On Sat, Sep 5, 2020 at 7:07 AM Johannes Doerfert via llvm-dev
<llvm...@lists.llvm.org> wrote:
> > In any case, please explain the intended behavior of the attribute and
> > the metadata upon inlining.
>
> The attribute will be attached to the caller upon inlining as this is
> the only way to keep semantics correct. Metadata can be added to the
> loops of the caller if the caller did not have the attribute, but that
> is an optimization and not required. The patch for the first part will
> be part of this change set.

I don't understand why this would be correct, unless you meant this
statement to only refer to loops in the caller that contain the
inlined call.

A deeper issue I have with the proposal is that I'm concerned about
adding more attributes which add constraints on program transforms.
I'm afraid I don't have the full history of these discussions, but is
there really a _good_ reason for doing so?
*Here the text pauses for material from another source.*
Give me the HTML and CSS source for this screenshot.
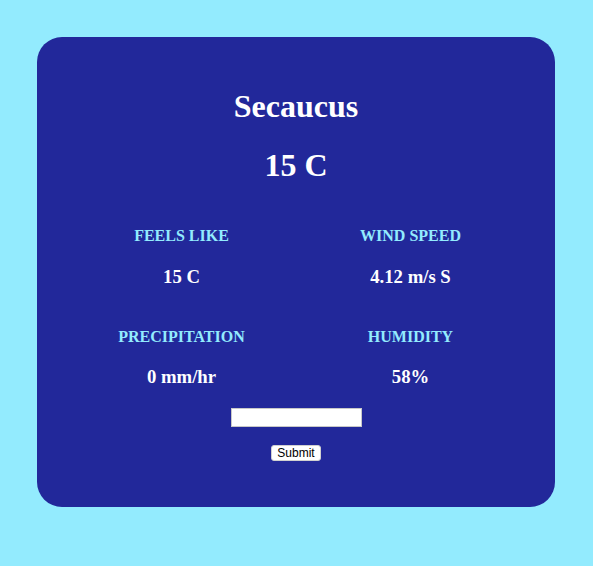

It would feel more natural
to have no progress requirement by default and add a "willprogress"
attribute to indicate that the so annotated function will eventually
make progress (whatever that means, which is the other issue I have
with this :))

Assuming the simple flip of polarity from the previous paragraph, what
is the difference between the existing "willreturn" and the proposed
"willprogress"? Furthermore, if there is a difference, why is it
relevant to the compiler?

Assuming the simple flip of polarity, is a new attribute needed at
all? It seems like the "mustprogress" loop metadata would be
sufficient.

As a separate comment, I don't find the reference to the C++ spec in
https://reviews.llvm.org/D86233 to be informative enough. Whenever
that section of the C++ spec talks about "progress" it is referring to
how some abstract scheduler schedules execution of multiple threads.
That is, it is talking about the dynamic behavior of the
implementation. On the other hand, the proposed attribute presumably
makes a statement about the program itself _assuming that_ its
execution gets scheduled. So there is no applicable definition of
"progress" in the cited section of the C++ spec.

Cheers,
Nicolai

--
Lerne, wie die Welt wirklich ist,
aber vergiss niemals, wie sie sein sollte.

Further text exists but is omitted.